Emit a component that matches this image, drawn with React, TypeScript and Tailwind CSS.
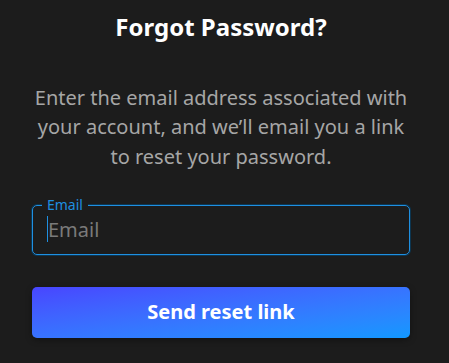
export default function App() {
  return (
    <div
      className="min-h-[363px] w-full bg-[#1c1c1c] pt-[9px]"
      style={{ fontFamily: '"Noto Sans", "Open Sans", sans-serif' }}
    >
      <div className="ml-8 w-[378px]">
        <h1 className="text-center text-[24px] font-bold leading-[36px] text-white">
          Forgot Password?
        </h1>

        <p className="mt-[38px] text-center text-[20px] leading-[29.3px] text-[#a6a6a6]">
          Enter the email address associated with your account, and we’ll email you a link to reset your password.
        </p>

        <div className="relative mt-[34px] rounded-[5px] border border-[#1f8fe0] shadow-[0_0_0_1px_#0c3550]">
          <span className="absolute left-[9px] top-[-9px] bg-[#1c1c1c] px-[5px] text-[14px] leading-[16px] text-[#1f8fe0]">
            Email
          </span>
          {/* text caret of the focused field */}
          <span className="pointer-events-none absolute left-[14px] top-[10px] h-[26px] w-px bg-[#1f8fe0]" />
          <input
            type="email"
            placeholder="Email"
            className="h-[48px] w-full rounded-[5px] bg-transparent pl-[15px] pr-[14px] text-[20px] text-white caret-transparent placeholder:text-[#7a7a7a] outline-none"
          />
        </div>

        <button className="mt-[32px] h-[51px] w-full rounded-[5px] bg-gradient-to-br from-[#4845ff] to-[#0f98ff] text-[20px] font-bold text-white shadow-[0_2px_6px_rgba(0,0,0,0.35)]">
          Send reset link
        </button>
      </div>
    </div>
  );
}
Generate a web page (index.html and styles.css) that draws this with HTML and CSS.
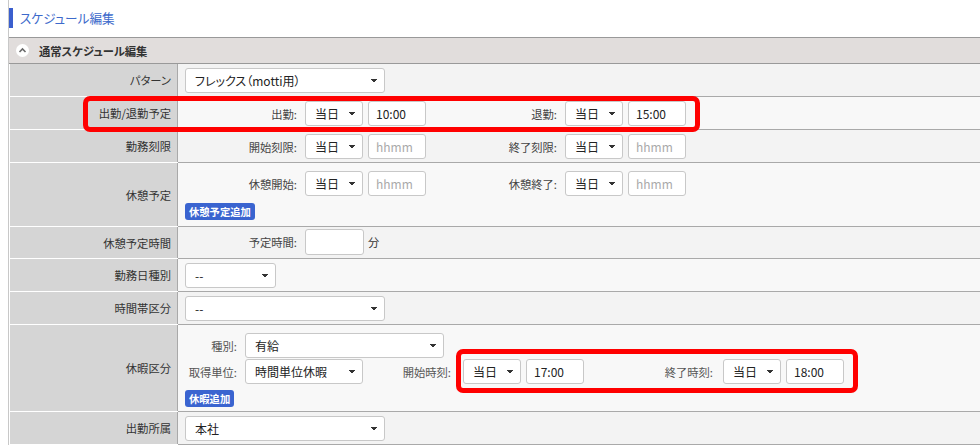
FILE: index.html
```html
<!DOCTYPE html>
<html lang="ja">
<head>
    <meta charset="UTF-8">
    <meta name="viewport" content="width=device-width, initial-scale=1.0">
    <title>スケジュール編集</title>
    <link rel="stylesheet" href="styles.css">
</head>
<body>
    <div class="page">
        <h1 class="page-title">スケジュール編集</h1>

        <div class="section-head">
            <svg class="toggle" width="13" height="13" viewBox="0 0 13 13">
                <circle cx="6.5" cy="6.5" r="6.5" fill="#fff"/>
                <polyline points="3.5,8 6.5,5 9.5,8" fill="none" stroke="#6a6a6a" stroke-width="1.6"/>
            </svg>
            <span>通常スケジュール編集</span>
        </div>

        <table class="form-table">
            <tr>
                <th>パターン</th>
                <td>
                    <select class="sel w-200"><option>フレックス（motti用）</option></select>
                </td>
            </tr>
            <tr>
                <th>出勤/退勤予定</th>
                <td>
                    <div class="fields">
                        <div class="field">
                            <label class="field-label">出勤:</label>
                            <select class="sel day"><option>当日</option></select>
                            <input class="time" type="text" value="10:00">
                        </div>
                        <div class="field">
                            <label class="field-label">退勤:</label>
                            <select class="sel day"><option>当日</option></select>
                            <input class="time" type="text" value="15:00">
                        </div>
                    </div>
                </td>
            </tr>
            <tr>
                <th>勤務刻限</th>
                <td>
                    <div class="fields">
                        <div class="field">
                            <label class="field-label">開始刻限:</label>
                            <select class="sel day"><option>当日</option></select>
                            <input class="time" type="text" placeholder="hhmm">
                        </div>
                        <div class="field">
                            <label class="field-label">終了刻限:</label>
                            <select class="sel day"><option>当日</option></select>
                            <input class="time" type="text" placeholder="hhmm">
                        </div>
                    </div>
                </td>
            </tr>
            <tr>
                <th>休憩予定</th>
                <td class="stack">
                    <div class="fields">
                        <div class="field">
                            <label class="field-label">休憩開始:</label>
                            <select class="sel day"><option>当日</option></select>
                            <input class="time" type="text" placeholder="hhmm">
                        </div>
                        <div class="field">
                            <label class="field-label">休憩終了:</label>
                            <select class="sel day"><option>当日</option></select>
                            <input class="time" type="text" placeholder="hhmm">
                        </div>
                    </div>
                    <button type="button" class="btn-add">休憩予定追加</button>
                </td>
            </tr>
            <tr>
                <th>休憩予定時間</th>
                <td class="minutes-cell">
                    <div class="field">
                        <label class="field-label">予定時間:</label>
                        <input class="minutes" type="text">
                        <span class="unit">分</span>
                    </div>
                </td>
            </tr>
            <tr>
                <th>勤務日種別</th>
                <td>
                    <select class="sel w-91"><option>--</option></select>
                </td>
            </tr>
            <tr>
                <th>時間帯区分</th>
                <td>
                    <select class="sel w-200"><option>--</option></select>
                </td>
            </tr>
            <tr>
                <th>休暇区分</th>
                <td class="leave-cell">
                    <div class="leave-line">
                        <label class="leave-label">種別:</label>
                        <select class="sel w-199"><option>有給</option></select>
                    </div>
                    <div class="leave-line">
                        <label class="leave-label">取得単位:</label>
                        <select class="sel w-118"><option>時間単位休暇</option></select>
                        <label class="time-label start">開始時刻:</label>
                        <select class="sel day"><option>当日</option></select>
                        <input class="time" type="text" value="17:00">
                        <label class="time-label end">終了時刻:</label>
                        <select class="sel day"><option>当日</option></select>
                        <input class="time" type="text" value="18:00">
                    </div>
                    <button type="button" class="btn-add">休暇追加</button>
                </td>
            </tr>
            <tr>
                <th>出勤所属</th>
                <td>
                    <select class="sel w-200"><option>本社</option></select>
                </td>
            </tr>
        </table>
    </div>

    <!-- red highlight marks from the manual screenshot -->
    <div class="mark mark-plan"></div>
    <div class="mark mark-leave"></div>
</body>
</html>
```

FILE: styles.css
```css
body {
    margin: 0;
    position: relative;
    font-family: "Noto Sans CJK JP", sans-serif;
    font-feature-settings: "palt";
    color: #333;
    background-color: #fff;
}

.page {
    margin-left: 8px;
    border-left: 1px solid #c8c8c8;
    min-height: 445px;
    padding-top: 8px;
    box-sizing: border-box;
}

.page-title {
    margin: 0 0 9px 0;
    height: 20px;
    line-height: 20px;
    padding-left: 7px;
    border-left: 4px solid #3b5fce;
    font-size: 12.6px;
    font-weight: normal;
    color: #3d6acb;
}

.section-head {
    display: flex;
    align-items: center;
    height: 25px;
    padding-left: 7px;
    border-top: 1px solid #999;
    border-bottom: 1px solid #999;
    background-color: #e1dddc;
    font-size: 11.3px;
    font-weight: bold;
    color: #333;
}

.toggle {
    margin-right: 10px;
}

.form-table {
    margin-left: 1px;
    width: calc(100% - 1px);
    border-collapse: collapse;
    font-size: 11.3px;
}

.form-table th {
    width: 161px;
    padding: 0 6px 0 0;
    text-align: right;
    font-weight: normal;
    color: #333;
    background-color: #d5d5d5;
    border-bottom: 1px solid #fff;
    border-right: 1px solid #a9a9a9;
}

.form-table td {
    padding: 4px 7px 3px 7px;
    border-bottom: 1px solid #a9a9a9;
    vertical-align: middle;
}

.form-table tr:nth-child(odd) td {
    background-color: #f3f3f3;
}

.form-table tr:nth-child(even) td {
    background-color: #f8f8f8;
}

.sel {
    -webkit-appearance: none;
    appearance: none;
    height: 25px;
    box-sizing: border-box;
    padding: 0 20px 0 9px;
    border: 1px solid #c8c8c8;
    border-radius: 3px;
    background-color: #fff;
    background-image: linear-gradient(45deg, transparent 50%, #333 50%), linear-gradient(135deg, #333 50%, transparent 50%);
    background-position: calc(100% - 10px) 50%, calc(100% - 7px) 50%;
    background-size: 3px 4px;
    background-repeat: no-repeat;
    font-family: inherit;
    font-feature-settings: "palt";
    font-size: 12px;
    color: #222;
    vertical-align: middle;
}

.w-200 { width: 200px; }
.w-199 { width: 199px; }
.w-118 { width: 118px; }
.w-91 { width: 91px; }
.day { width: 58px; }

.time {
    width: 58px;
    height: 25px;
    box-sizing: border-box;
    margin-left: 5px;
    padding: 0 7px;
    border: 1px solid #c8c8c8;
    border-radius: 3px;
    background-color: #fff;
    font-family: inherit;
    font-size: 12px;
    color: #222;
}

.time::placeholder {
    color: #aaa;
}

.fields {
    display: flex;
}

.field {
    display: flex;
    align-items: center;
    width: 260px;
}

.field-label {
    width: 112px;
    margin-right: 8px;
    text-align: right;
    color: #444;
}

.form-table td.stack {
    padding-top: 8px;
    padding-bottom: 6px;
}

.stack .fields {
    margin-bottom: 7px;
}

.btn-add {
    display: block;
    height: 17px;
    padding: 0 4px;
    border: none;
    border-radius: 3px;
    background-color: #3a64d0;
    color: #fff;
    font-family: inherit;
    font-feature-settings: "palt";
    font-size: 10.3px;
    font-weight: bold;
    line-height: 17px;
}

.form-table td.minutes-cell {
    padding-top: 2px;
    padding-bottom: 3px;
}

.minutes {
    width: 59px;
    height: 26px;
    box-sizing: border-box;
    border: 1px solid #c8c8c8;
    border-radius: 3px;
    background-color: #fff;
}

.unit {
    margin-left: 4px;
}

.form-table td.leave-cell {
    padding-top: 8px;
    padding-bottom: 4px;
}

.leave-line {
    display: flex;
    align-items: center;
    margin-bottom: 1px;
}

.leave-line:nth-child(2) {
    margin-bottom: 6px;
}

.leave-label {
    width: 52px;
    margin-right: 8px;
    text-align: right;
    white-space: nowrap;
    color: #555;
}

.time-label {
    text-align: right;
    color: #555;
}

.time-label.start {
    width: 88px;
    margin-right: 12px;
}

.time-label.end {
    width: 129px;
    margin-right: 10px;
}

.mark {
    position: absolute;
    box-sizing: border-box;
    border: 5px solid #f00;
    border-radius: 7px;
    pointer-events: none;
}

.mark-plan {
    left: 83px;
    top: 96px;
    width: 617px;
    height: 36px;
}

.mark-leave {
    left: 456px;
    top: 349px;
    width: 402px;
    height: 44px;
}
```
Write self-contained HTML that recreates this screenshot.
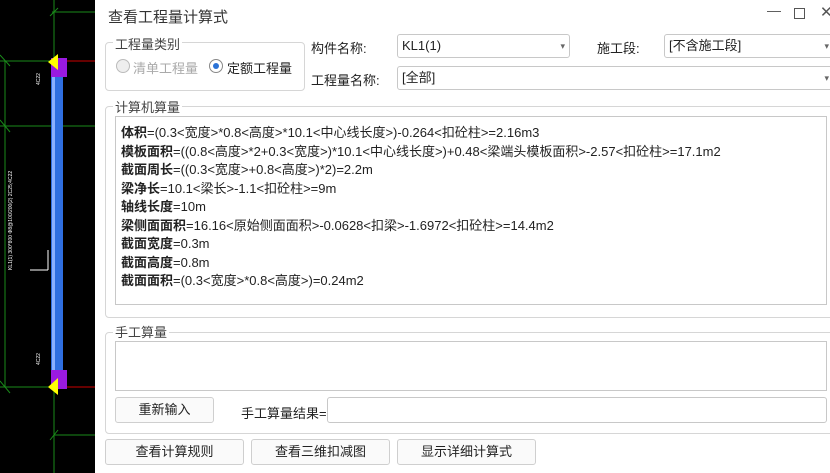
<!DOCTYPE html><html><head><meta charset="utf-8"><style>
body{margin:0;width:830px;height:473px;overflow:hidden;background:#fff;font-family:"Liberation Sans","Microsoft YaHei","Noto Sans CJK SC",sans-serif;font-size:13px;color:#222;position:relative}
.a{position:absolute}
.grp{position:absolute;border:1px solid #d6d6d6;border-radius:4px}
.lg{position:absolute;background:#fff;padding:0 2px;color:#444;font-size:13px}
.sel{position:absolute;border:1px solid #c8c8c8;border-radius:3px;background:#fff;box-sizing:border-box;padding:0 4px;line-height:22px;font-size:13px}
.sel:after{content:"▾";position:absolute;right:4px;top:0;font-size:9px;color:#666}
.btn{position:absolute;border:1px solid #cfcfcf;border-radius:3px;background:#fafafa;box-sizing:border-box;text-align:center;line-height:24px;font-size:13px}
.ta{position:absolute;border:1px solid #c8c8c8;box-sizing:border-box;background:#fff}
.ln{position:absolute;left:5px;font-size:13px;white-space:nowrap}
.ln b{font-weight:bold}
</style></head><body>
<div class="a" style="left:0;top:0;width:95px;height:473px;background:#000;overflow:hidden">
<svg width="95" height="473">
<g stroke="#1a8a1a" stroke-width="1" fill="none">
<line x1="54" y1="0" x2="54" y2="60"/><line x1="5" y1="61" x2="5" y2="387"/>
<line x1="52" y1="12" x2="95" y2="12"/><line x1="0" y1="61" x2="95" y2="61"/>
<line x1="0" y1="126" x2="95" y2="126"/><line x1="0" y1="387" x2="95" y2="387"/>
<line x1="54" y1="387" x2="54" y2="473"/><line x1="54" y1="435" x2="95" y2="435"/>
<line x1="0" y1="55" x2="10" y2="66"/><line x1="0" y1="120" x2="10" y2="132"/><line x1="0" y1="381" x2="10" y2="393"/><line x1="50" y1="16" x2="58" y2="8"/><line x1="50" y1="440" x2="58" y2="430"/>
</g>
<line x1="60" y1="61" x2="95" y2="61" stroke="#c00"/><line x1="60" y1="387" x2="95" y2="387" stroke="#c00"/>
<rect x="51" y="70" width="12" height="305" fill="#2f6fe0"/><rect x="52" y="70" width="3" height="305" fill="#8ab0ff"/>
<rect x="51" y="58" width="16" height="19" fill="#9a1ae0"/><rect x="51" y="370" width="16" height="19" fill="#9a1ae0"/>
<polygon points="48,62 58,54 58,70" fill="#ff0"/><polygon points="48,387 58,378 58,395" fill="#ff0"/>
<line x1="30" y1="270" x2="48" y2="270" stroke="#fff"/><line x1="48" y1="250" x2="48" y2="270" stroke="#fff"/>
<text x="0" y="0" fill="#fff" font-size="5" transform="translate(12,270) rotate(-90)">KL1(1) 300*800 Φ8@100/200(2) 2C25;4C22</text>
<text x="0" y="0" fill="#fff" font-size="5" transform="translate(40,85) rotate(-90)">4C22</text>
<text x="0" y="0" fill="#fff" font-size="5" transform="translate(40,365) rotate(-90)">4C22</text>
</svg></div>
<div class="a" style="left:108px;top:6px;font-size:15px;color:#333">查看工程量计算式</div>
<div class="a" style="left:767px;top:2px;font-size:14px;color:#555">—</div>
<div class="a" style="left:794px;top:8px;width:9px;height:9px;border:1px solid #555"></div>
<div class="a" style="left:820px;top:3px;font-size:15px;color:#555">✕</div>
<div class="grp" style="left:105px;top:42px;width:198px;height:47px"></div>
<div class="lg" style="left:113px;top:34px">工程量类别</div>
<div class="a" style="left:116px;top:59px;width:12px;height:12px;border:1px solid #bbb;border-radius:50%;background:#eee"></div>
<div class="a" style="left:133px;top:58px;color:#aaa">清单工程量</div>
<div class="a" style="left:209px;top:59px;width:12px;height:12px;border:1px solid #888;border-radius:50%"></div>
<div class="a" style="left:213px;top:63px;width:6px;height:6px;border-radius:50%;background:#2a72d6"></div>
<div class="a" style="left:227px;top:58px">定额工程量</div>
<div class="a" style="left:311px;top:38px">构件名称:</div>
<div class="sel" style="left:397px;top:34px;width:173px;height:24px">KL1(1)</div>
<div class="a" style="left:597px;top:38px">施工段:</div>
<div class="sel" style="left:664px;top:34px;width:170px;height:24px">[不含施工段]</div>
<div class="a" style="left:311px;top:70px">工程量名称:</div>
<div class="sel" style="left:397px;top:66px;width:437px;height:24px">[全部]</div>
<div class="grp" style="left:105px;top:106px;width:730px;height:210px"></div>
<div class="lg" style="left:113px;top:97px">计算机算量</div>
<div class="ta" style="left:115px;top:116px;width:712px;height:189px">
<div class="ln" style="top:5px"><b>体积</b>=(0.3&lt;宽度&gt;*0.8&lt;高度&gt;*10.1&lt;中心线长度&gt;)-0.264&lt;扣砼柱&gt;=2.16m3</div>
<div class="ln" style="top:23.5px"><b>模板面积</b>=((0.8&lt;高度&gt;*2+0.3&lt;宽度&gt;)*10.1&lt;中心线长度&gt;)+0.48&lt;梁端头模板面积&gt;-2.57&lt;扣砼柱&gt;=17.1m2</div>
<div class="ln" style="top:42px"><b>截面周长</b>=((0.3&lt;宽度&gt;+0.8&lt;高度&gt;)*2)=2.2m</div>
<div class="ln" style="top:60.5px"><b>梁净长</b>=10.1&lt;梁长&gt;-1.1&lt;扣砼柱&gt;=9m</div>
<div class="ln" style="top:79px"><b>轴线长度</b>=10m</div>
<div class="ln" style="top:97.5px"><b>梁侧面面积</b>=16.16&lt;原始侧面面积&gt;-0.0628&lt;扣梁&gt;-1.6972&lt;扣砼柱&gt;=14.4m2</div>
<div class="ln" style="top:116px"><b>截面宽度</b>=0.3m</div>
<div class="ln" style="top:134.5px"><b>截面高度</b>=0.8m</div>
<div class="ln" style="top:153px"><b>截面面积</b>=(0.3&lt;宽度&gt;*0.8&lt;高度&gt;)=0.24m2</div>
</div>
<div class="grp" style="left:105px;top:332px;width:730px;height:100px"></div>
<div class="lg" style="left:113px;top:322px">手工算量</div>
<div class="ta" style="left:115px;top:341px;width:712px;height:50px"></div>
<div class="btn" style="left:115px;top:397px;width:99px;height:26px">重新输入</div>
<div class="a" style="left:241px;top:403px">手工算量结果=</div>
<div class="ta" style="left:327px;top:397px;width:500px;height:26px;border-radius:3px"></div>
<div class="btn" style="left:105px;top:439px;width:139px;height:26px">查看计算规则</div>
<div class="btn" style="left:251px;top:439px;width:139px;height:26px">查看三维扣减图</div>
<div class="btn" style="left:397px;top:439px;width:139px;height:26px">显示详细计算式</div>
</body></html>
-- -- --
= Set exercise =
Review the material and copy each line in which the word "page" appears.

= Written response =
Generate a web page (index.html and styles.css) that draws this with HTML and CSS.
    <div class="page">
        <h1 class="page-title">スケジュール編集</h1>
.page {
.page-title {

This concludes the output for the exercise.